§ Exercise prompt
Each line below should be retyped exactly, with no pictures.

§ Supplied information
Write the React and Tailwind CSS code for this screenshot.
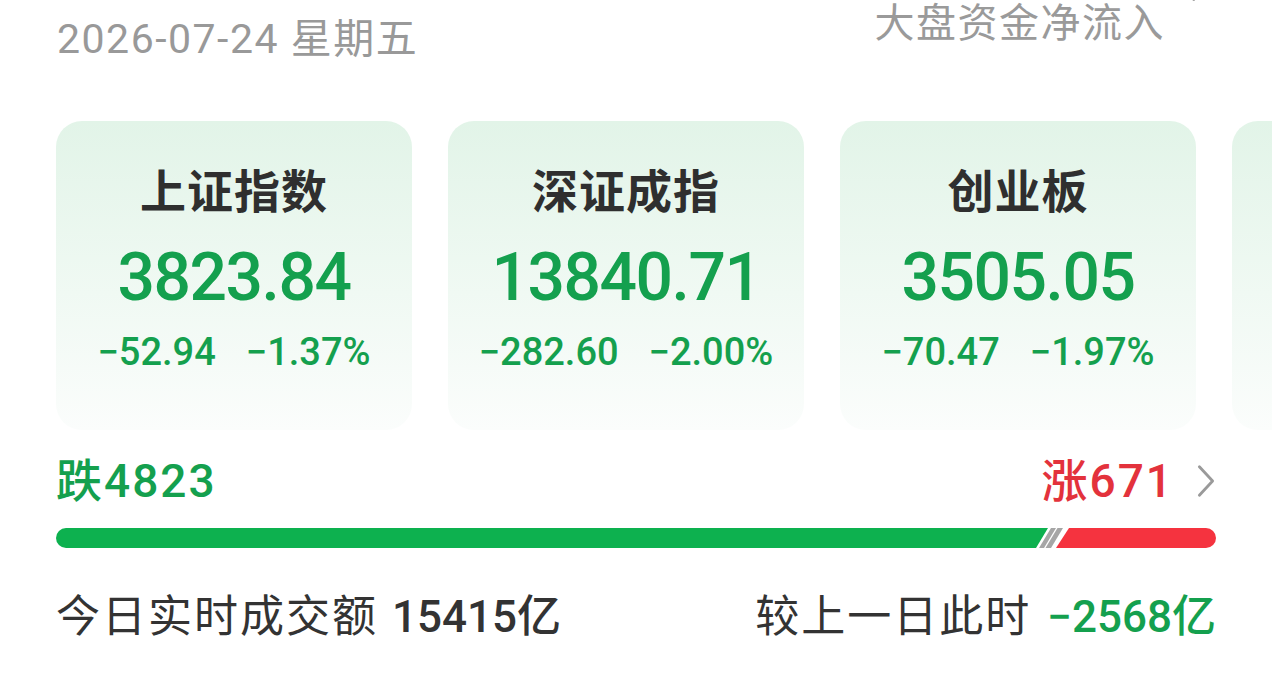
import React from 'react';

const indices = [
  { name: '上证指数', value: '3823.84', change: '−52.94', pct: '−1.37%' },
  { name: '深证成指', value: '13840.71', change: '−282.60', pct: '−2.00%' },
  { name: '创业板', value: '3505.05', change: '−70.47', pct: '−1.97%' },
];

const numFont = { fontFamily: 'Roboto, "Noto Sans CJK SC", sans-serif' };

const IndexCard = ({ item }) => (
  <div className="w-[356px] h-[309px] shrink-0 rounded-[26px] bg-gradient-to-b from-[#e2f4e8] to-[#fbfdfc] flex flex-col items-center pt-[48px]">
    <div className="text-[46px] leading-none font-semibold text-[#2f2f2f] tracking-[1px]">{item.name}</div>
    <div className="mt-[30px] text-[66px] leading-none font-medium text-[#14a04e] tracking-[-1.5px]" style={numFont}>
      {item.value}
    </div>
    <div className="mt-[22px] flex gap-[30px] text-[38px] leading-none font-medium text-[#14a04e]" style={numFont}>
      <span>{item.change}</span>
      <span>{item.pct}</span>
    </div>
  </div>
);

const Chevron = ({ className }) => (
  <svg className={className} viewBox="0 0 20 36" fill="none" stroke="currentColor" strokeWidth="3" strokeLinecap="round" strokeLinejoin="round">
    <path d="M3 3l14 15L3 33" />
  </svg>
);

const BreadthBar = () => (
  <div className="flex h-[20px] w-full">
    <div className="flex-1 bg-[#0db14f] rounded-l-full" />
    <svg width="33" height="20" viewBox="0 0 33 20" className="shrink-0">
      <polygon points="0,0 12,0 0,20" fill="#0db14f" />
      <polygon points="15,0 20,0 8,20 3,20" fill="#a6a6a6" />
      <polygon points="21.5,0 27,0 15,20 9.5,20" fill="#a6a6a6" />
      <polygon points="33,0 33,20 20,20" fill="#f5333f" />
    </svg>
    <div className="w-[147px] bg-[#f5333f] rounded-r-full" />
  </div>
);

export default function App() {
  return (
    <div
      className="w-[1272px] h-[690px] overflow-hidden bg-white"
      style={{ fontFamily: 'Roboto, "Noto Sans CJK SC", sans-serif' }}
    >
      <div className="flex justify-between pl-[57px] pr-[63px]">
        <div className="pt-[19px] text-[41px] leading-none text-[#999999] tracking-[1.5px]">2026-07-24 星期五</div>
        <div className="flex items-start">
          <div className="pt-[4px] text-[40px] leading-none text-[#9a9a9a] tracking-[1.5px]">大盘资金净流入</div>
          <Chevron className="ml-[26px] -mt-[32px] w-[18px] h-[36px] text-[#9a9a9a]" />
        </div>
      </div>

      <div className="mt-[61px] flex gap-[36px] pl-[56px]">
        {indices.map((item) => (
          <IndexCard key={item.name} item={item} />
        ))}
        {/* next card peeking in from the carousel */}
        <div className="w-[356px] h-[309px] shrink-0 rounded-[26px] bg-gradient-to-b from-[#e2f4e8] to-[#fbfdfc]" />
      </div>

      <div className="px-[56px]">
        <div className="mt-[28px] flex items-center justify-between">
          <div className="text-[46px] leading-none font-medium text-[#14a04e] tracking-[2px]">跌4823</div>
          <div className="flex items-center">
            <span className="text-[46px] leading-none font-medium text-[#e3323c] tracking-[2px]">涨671</span>
            <Chevron className="ml-[22px] w-[20px] h-[34px] text-[#9a9a9a]" />
          </div>
        </div>

        <div className="mt-[24px]">
          <BreadthBar />
        </div>

        <div className="mt-[47px] flex items-center justify-between text-[44px] leading-none text-[#333333]">
          <div className="flex items-center">
            <span className="tracking-[2px]">今日实时成交额</span>
            <span className="ml-[14px] font-medium">15415亿</span>
          </div>
          <div className="flex items-center">
            <span className="tracking-[2px]">较上一日此时</span>
            <span className="ml-[16px] font-medium text-[#14a04e]">−2568亿</span>
          </div>
        </div>
      </div>
    </div>
  );
}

§ Completed task
Write the React and Tailwind CSS code for this screenshot.
import React from 'react';

const indices = [
  { name: '上证指数', value: '3823.84', change: '−52.94', pct: '−1.37%' },
  { name: '深证成指', value: '13840.71', change: '−282.60', pct: '−2.00%' },
  { name: '创业板', value: '3505.05', change: '−70.47', pct: '−1.97%' },
];

const numFont = { fontFamily: 'Roboto, "Noto Sans CJK SC", sans-serif' };

const IndexCard = ({ item }) => (
  <div className="w-[356px] h-[309px] shrink-0 rounded-[26px] bg-gradient-to-b from-[#e2f4e8] to-[#fbfdfc] flex flex-col items-center pt-[48px]">
    <div className="text-[46px] leading-none font-semibold text-[#2f2f2f] tracking-[1px]">{item.name}</div>
    <div className="mt-[30px] text-[66px] leading-none font-medium text-[#14a04e] tracking-[-1.5px]" style={numFont}>
      {item.value}
    </div>
    <div className="mt-[22px] flex gap-[30px] text-[38px] leading-none font-medium text-[#14a04e]" style={numFont}>
      <span>{item.change}</span>
      <span>{item.pct}</span>
    </div>
  </div>
);

const Chevron = ({ className }) => (
  <svg className={className} viewBox="0 0 20 36" fill="none" stroke="currentColor" strokeWidth="3" strokeLinecap="round" strokeLinejoin="round">
    <path d="M3 3l14 15L3 33" />
  </svg>
);

const BreadthBar = () => (
  <div className="flex h-[20px] w-full">
    <div className="flex-1 bg-[#0db14f] rounded-l-full" />
    <svg width="33" height="20" viewBox="0 0 33 20" className="shrink-0">
      <polygon points="0,0 12,0 0,20" fill="#0db14f" />
      <polygon points="15,0 20,0 8,20 3,20" fill="#a6a6a6" />
      <polygon points="21.5,0 27,0 15,20 9.5,20" fill="#a6a6a6" />
      <polygon points="33,0 33,20 20,20" fill="#f5333f" />
    </svg>
    <div className="w-[147px] bg-[#f5333f] rounded-r-full" />
  </div>
);

export default function App() {
  return (
    <div
      className="w-[1272px] h-[690px] overflow-hidden bg-white"
      style={{ fontFamily: 'Roboto, "Noto Sans CJK SC", sans-serif' }}
    >
      <div className="flex justify-between pl-[57px] pr-[63px]">
        <div className="pt-[19px] text-[41px] leading-none text-[#999999] tracking-[1.5px]">2026-07-24 星期五</div>
        <div className="flex items-start">
          <div className="pt-[4px] text-[40px] leading-none text-[#9a9a9a] tracking-[1.5px]">大盘资金净流入</div>
          <Chevron className="ml-[26px] -mt-[32px] w-[18px] h-[36px] text-[#9a9a9a]" />
        </div>
      </div>

      <div className="mt-[61px] flex gap-[36px] pl-[56px]">
        {indices.map((item) => (
          <IndexCard key={item.name} item={item} />
        ))}
        {/* next card peeking in from the carousel */}
        <div className="w-[356px] h-[309px] shrink-0 rounded-[26px] bg-gradient-to-b from-[#e2f4e8] to-[#fbfdfc]" />
      </div>

      <div className="px-[56px]">
        <div className="mt-[28px] flex items-center justify-between">
          <div className="text-[46px] leading-none font-medium text-[#14a04e] tracking-[2px]">跌4823</div>
          <div className="flex items-center">
            <span className="text-[46px] leading-none font-medium text-[#e3323c] tracking-[2px]">涨671</span>
            <Chevron className="ml-[22px] w-[20px] h-[34px] text-[#9a9a9a]" />
          </div>
        </div>

        <div className="mt-[24px]">
          <BreadthBar />
        </div>

        <div className="mt-[47px] flex items-center justify-between text-[44px] leading-none text-[#333333]">
          <div className="flex items-center">
            <span className="tracking-[2px]">今日实时成交额</span>
            <span className="ml-[14px] font-medium">15415亿</span>
          </div>
          <div className="flex items-center">
            <span className="tracking-[2px]">较上一日此时</span>
            <span className="ml-[16px] font-medium text-[#14a04e]">−2568亿</span>
          </div>
        </div>
      </div>
    </div>
  );
}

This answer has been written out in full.